▶ [Recorded data]:
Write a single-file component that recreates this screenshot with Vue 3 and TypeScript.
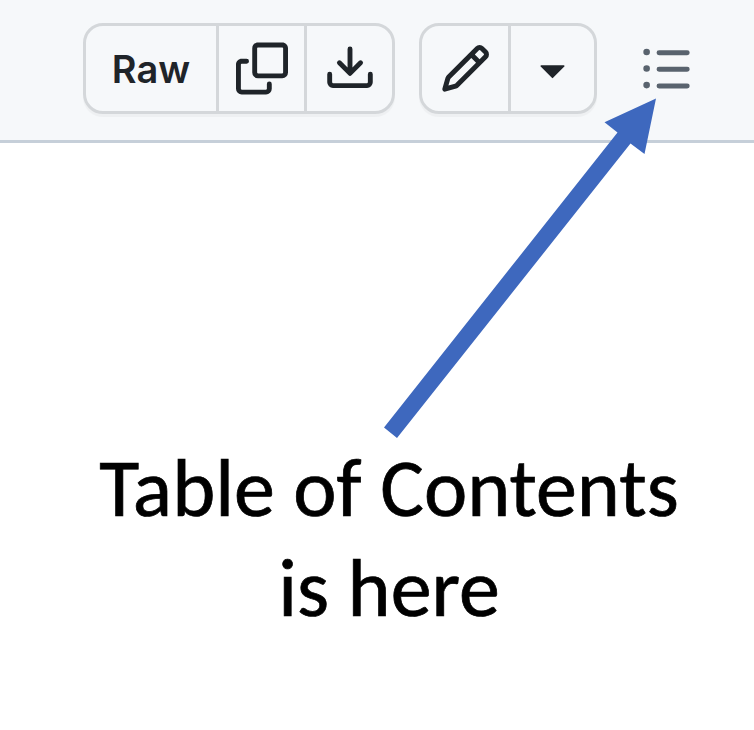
<script setup lang="ts">
const icons = {
  copy: [
    'M0 6.75C0 5.784.784 5 1.75 5h1.5a.75.75 0 0 1 0 1.5h-1.5a.25.25 0 0 0-.25.25v7.5c0 .138.112.25.25.25h7.5a.25.25 0 0 0 .25-.25v-1.5a.75.75 0 0 1 1.5 0v1.5A1.75 1.75 0 0 1 9.25 16h-7.5A1.75 1.75 0 0 1 0 14.25Z',
    'M5 1.75C5 .784 5.784 0 6.75 0h7.5C15.216 0 16 .784 16 1.75v7.5A1.75 1.75 0 0 1 14.25 11h-7.5A1.75 1.75 0 0 1 5 9.25Zm1.75-.25a.25.25 0 0 0-.25.25v7.5c0 .138.112.25.25.25h7.5a.25.25 0 0 0 .25-.25v-7.5a.25.25 0 0 0-.25-.25Z',
  ],
  download: [
    'M2.75 14A1.75 1.75 0 0 1 1 12.25v-2.5a.75.75 0 0 1 1.5 0v2.5c0 .138.112.25.25.25h10.5a.25.25 0 0 0 .25-.25v-2.5a.75.75 0 0 1 1.5 0v2.5A1.75 1.75 0 0 1 13.25 14Z',
    'M7.25 7.689V2a.75.75 0 0 1 1.5 0v5.689l1.97-1.969a.749.749 0 1 1 1.06 1.06l-3.25 3.25a.749.749 0 0 1-1.06 0L4.22 6.78a.749.749 0 1 1 1.06-1.06l1.97 1.969Z',
  ],
  pencil: [
    'M11.013 1.427a1.75 1.75 0 0 1 2.474 0l1.086 1.086a1.75 1.75 0 0 1 0 2.474l-8.61 8.61c-.21.21-.47.364-.756.445l-3.251.93a.75.75 0 0 1-.927-.928l.929-3.25c.081-.286.235-.547.445-.758l8.61-8.61Zm.176 4.823L9.75 4.81l-6.286 6.287a.253.253 0 0 0-.064.108l-.558 1.953 1.953-.558a.253.253 0 0 0 .108-.064Zm1.238-3.763a.25.25 0 0 0-.354 0L10.811 3.75l1.439 1.44 1.263-1.263a.25.25 0 0 0 0-.354Z',
  ],
  triangle: [
    'm4.427 7.427 3.396 3.396a.25.25 0 0 0 .354 0l3.396-3.396A.25.25 0 0 0 11.396 7H4.604a.25.25 0 0 0-.177.427Z',
  ],
  list: [
    'M5.75 2.5h8.5a.75.75 0 0 1 0 1.5h-8.5a.75.75 0 0 1 0-1.5Zm0 5h8.5a.75.75 0 0 1 0 1.5h-8.5a.75.75 0 0 1 0-1.5Zm0 5h8.5a.75.75 0 0 1 0 1.5h-8.5a.75.75 0 0 1 0-1.5ZM2 14a1 1 0 1 1 0-2 1 1 0 0 1 0 2Zm1-6a1 1 0 1 1-2 0 1 1 0 0 1 2 0ZM2 4a1 1 0 1 1 0-2 1 1 0 0 1 0 2Z',
  ],
}
</script>

<template>
  <div class="page">
    <header class="toolbar">
      <div class="group file-group">
        <button class="cell raw">Raw</button>
        <button class="cell" aria-label="Copy">
          <svg class="icon" viewBox="0 0 16 16"><path v-for="d in icons.copy" :key="d" :d="d" /></svg>
        </button>
        <button class="cell" aria-label="Download">
          <svg class="icon" viewBox="0 0 16 16"><path v-for="d in icons.download" :key="d" :d="d" /></svg>
        </button>
      </div>
      <div class="group edit-group">
        <button class="cell" aria-label="Edit">
          <svg class="icon" viewBox="0 0 16 16"><path v-for="d in icons.pencil" :key="d" :d="d" /></svg>
        </button>
        <button class="cell" aria-label="More">
          <svg class="icon" viewBox="0 0 16 16"><path v-for="d in icons.triangle" :key="d" :d="d" /></svg>
        </button>
      </div>
      <button class="outline" aria-label="Outline">
        <svg class="icon" viewBox="0 0 16 16"><path v-for="d in icons.list" :key="d" :d="d" /></svg>
      </button>
    </header>
    <main class="note">
      <div class="line">Table of Contents</div>
      <div class="line">is here</div>
    </main>
    <svg class="arrow" viewBox="0 0 754 730">
      <polygon points="384,427.5 617.5,132.5 604.5,122.3 656,98.5 644.5,154 630.5,143.5 397,438" />
    </svg>
  </div>
</template>

<style>
body {
  margin: 0;
  background: #fff;
}
</style>

<style scoped>
.page {
  position: relative;
  width: 754px;
  height: 730px;
  overflow: hidden;
  background: #fff;
}
.toolbar {
  display: flex;
  align-items: flex-start;
  box-sizing: border-box;
  height: 143px;
  padding: 23px 0 0 83px;
  background: #f6f8fa;
  border-bottom: 3px solid #c6cfd9;
}
.group {
  display: flex;
  box-sizing: border-box;
  height: 91px;
  border: 3px solid #d4d7da;
  border-radius: 20px;
  box-shadow: 0 3px 1px rgba(31, 35, 40, 0.035);
}
.file-group {
  width: 312px;
}
.edit-group {
  width: 178px;
  margin-left: 24px;
}
button {
  padding: 0;
  border: 0;
  background: none;
  color: #1f2429;
}
.cell {
  display: flex;
  flex: 1;
  align-items: center;
  justify-content: center;
}
.cell + .cell {
  border-left: 3px solid #d4d7da;
}
.edit-group .cell:first-child {
  padding-left: 2px;
}
.raw {
  flex: 0 0 130px;
  padding-top: 1px;
  font: 580 38px/1 Inter, sans-serif;
}
.icon {
  display: block;
  flex: none;
  width: 53px;
  height: 53px;
  fill: currentColor;
}
.file-group .icon {
  width: 52px;
}
.outline {
  margin: 19px 0 0 42.5px;
  color: #59636e;
}
.note {
  padding-top: 295px;
  color: #000;
  font: 400 82px/100px Carlito, Lato, sans-serif;
  text-align: center;
}
.line {
  -webkit-text-stroke: 0.7px #000;
  width: fit-content;
  margin-left: 389px;
  white-space: nowrap;
  transform: translateX(-50%);
}
.arrow {
  position: absolute;
  inset: 0;
  width: 754px;
  height: 730px;
  fill: #3e68be;
  pointer-events: none;
}
</style>
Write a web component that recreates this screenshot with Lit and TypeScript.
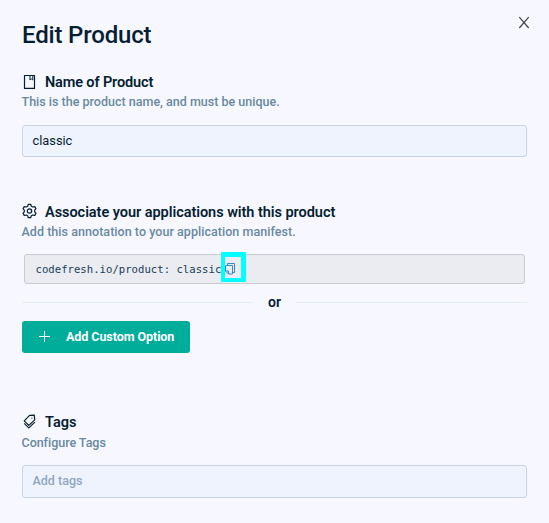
import { LitElement, html, css, svg } from "lit";
import { customElement, property } from "lit/decorators.js";

const icons = {
  book: svg`<path d="M2.5 2.5H12.5V15.4H2.5Z"/><path d="M8 2.5V7L9.4 5.9L10.8 7V2.5" stroke-width="1"/>`,
  gear: svg`<path d="M6.3 1.3H8.7L9.3 3.2L10.8 4L12.8 3.6L14 5.7L12.7 7.2V8.8L14 10.3L12.8 12.4L10.8 12L9.3 12.8L8.7 14.7H6.3L5.7 12.8L4.2 12L2.2 12.4L1 10.3L2.3 8.8V7.2L1 5.7L2.2 3.6L4.2 4L5.7 3.2Z"/><circle cx="7.5" cy="8" r="2.2"/>`,
  tags: svg`<g transform="translate(0 .7)"><path d="M7.6 1.7L12.3 1.5L12.7 6.2L6.8 11.7L2.2 7.1Z"/><path d="M2.2 9.7L6.8 14.2L12.9 8.4"/><circle cx="9.9" cy="4.4" r=".65" fill="currentColor" stroke="none"/></g>`,
};

@customElement("form-section")
export class FormSection extends LitElement {
  @property() icon: keyof typeof icons = "book";
  @property() heading = "";
  @property() hint = "";

  static styles = css`
    :host { display: block; }
    .head { display: flex; align-items: flex-start; height: 20px; color: #051e33; }
    svg { width: 15px; height: 16px; margin: 1px 8px 0 0; fill: none; stroke: currentColor; stroke-width: 1.2; stroke-linejoin: round; }
    h2 { margin: 1px 0 0; font-size: 14.5px; line-height: 20px; font-weight: 600; white-space: nowrap; letter-spacing: var(--head-spacing, 0); }
    .hint { margin: var(--hint-top, 2px) 0 0 -0.5px; height: 15px; font-size: 12.5px; line-height: 16px; font-weight: 500; color: #6889a0; white-space: nowrap; letter-spacing: var(--hint-spacing, 0); }
  `;

  render() {
    return html`
      <div class="head"><svg viewBox="0 0 15 16">${icons[this.icon]}</svg><h2>${this.heading}</h2></div>
      <div class="hint">${this.hint}</div>
      <slot></slot>
    `;
  }
}

@customElement("app-root")
export class AppRoot extends LitElement {
  static styles = css`
    :host { display: block; box-sizing: border-box; height: 523px; overflow: hidden; padding: 15px 22px 0; background: #f7f8ff; color: #051e33; font-family: Roboto, "Liberation Sans", sans-serif; }
    header { display: flex; justify-content: space-between; height: 57px; }
    h1 { margin: 6px 0 0; font-size: 24px; line-height: 28px; font-weight: 500; letter-spacing: -0.17px; }
    .close { width: 12px; height: 13px; margin: 1px -3px 0 0; fill: none; stroke: #404549; stroke-width: 1.25; }
    .name { height: 130px; --head-spacing: -0.14px; --hint-spacing: 0.01px; }
    .associate { height: 210px; --head-spacing: -0.045px; --hint-spacing: 0.045px; }
    .tags { --hint-spacing: -0.03px; --hint-top: 3px; }
    .field { box-sizing: border-box; height: 32px; margin-top: 16px; padding: 0 9.5px; border: 1px solid #c6d4e4; border-radius: 3px; background: #eef3fe; font-size: 12.8px; line-height: 30px; font-weight: 450; }
    .tags .field { height: 33px; margin-top: 15px; color: #91a5bf; font-size: 12.5px; font-weight: 500; }
    .code { box-sizing: border-box; display: flex; align-items: center; height: 30px; margin: 15px 2px 0; padding-left: 10.5px; border: 1px solid #cacbcf; border-radius: 3px; background: #ebecf1; color: #173c5a; font: 10.62px "DejaVu Sans Mono", monospace; letter-spacing: 0.02px; white-space: pre; }
    .copy { box-sizing: border-box; flex: none; display: flex; width: 25px; height: 30px; margin: -4px 0 0 0; border: solid #00ffff; border-width: 5px 5px 4px 4px; border-radius: 1px; }
    .copy svg { flex: none; width: 11px; height: 13px; margin: 5px 0 0 0; fill: none; stroke: #3787d5; stroke-width: 1; }
    .or { display: flex; align-items: center; height: 18px; margin: 9px 0 10px; font-size: 14px; line-height: 18px; font-weight: 600; gap: 15px; }
    .or::before, .or::after { content: ""; flex: 1; height: 1px; background: #e3edf8; }
    button { display: flex; align-items: center; width: 168px; height: 32px; padding: 0 0 0 17px; border: 0; border-radius: 3px; background: #00ad9b; color: #fff; font: 700 12.5px/32px Roboto, sans-serif; letter-spacing: -0.07px; white-space: nowrap; }
    button svg { width: 11px; height: 11px; margin: -1px 16px 0 0; stroke: #fff; stroke-width: 1; }
  `;

  render() {
    return html`
      <header>
        <h1>Edit Product</h1>
        <svg class="close" viewBox="0 0 12 13"><path d="M1.3 1.2L10.7 12M10.7 1.2L1.3 12"/></svg>
      </header>
      <form-section class="name" icon="book" heading="Name of Product" hint="This is the product name, and must be unique.">
        <div class="field">classic</div>
      </form-section>
      <form-section class="associate" icon="gear" heading="Associate your applications with this product" hint="Add this annotation to your application manifest.">
        <div class="code">codefresh.io/product: classic<span class="copy"><svg viewBox="0 0 11 13"><path d="M2.5 3.5V1.5H9.5V10.5H7.5M.5 3.5H7.5V12H3.5L.5 9ZM.5 9H3.5V12"/></svg></span></div>
        <div class="or">or</div>
        <button><svg viewBox="0 0 11 11"><path d="M5.5 0V11M0 5.5H11"/></svg>Add Custom Option</button>
      </form-section>
      <form-section class="tags" icon="tags" heading="Tags" hint="Configure Tags">
        <div class="field">Add tags</div>
      </form-section>
    `;
  }
}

▶ [Requirements]: Give every line of the material that includes the string "Write".

▶ [Right answer]:
Write a single-file component that recreates this screenshot with Vue 3 and TypeScript.
Write a web component that recreates this screenshot with Lit and TypeScript.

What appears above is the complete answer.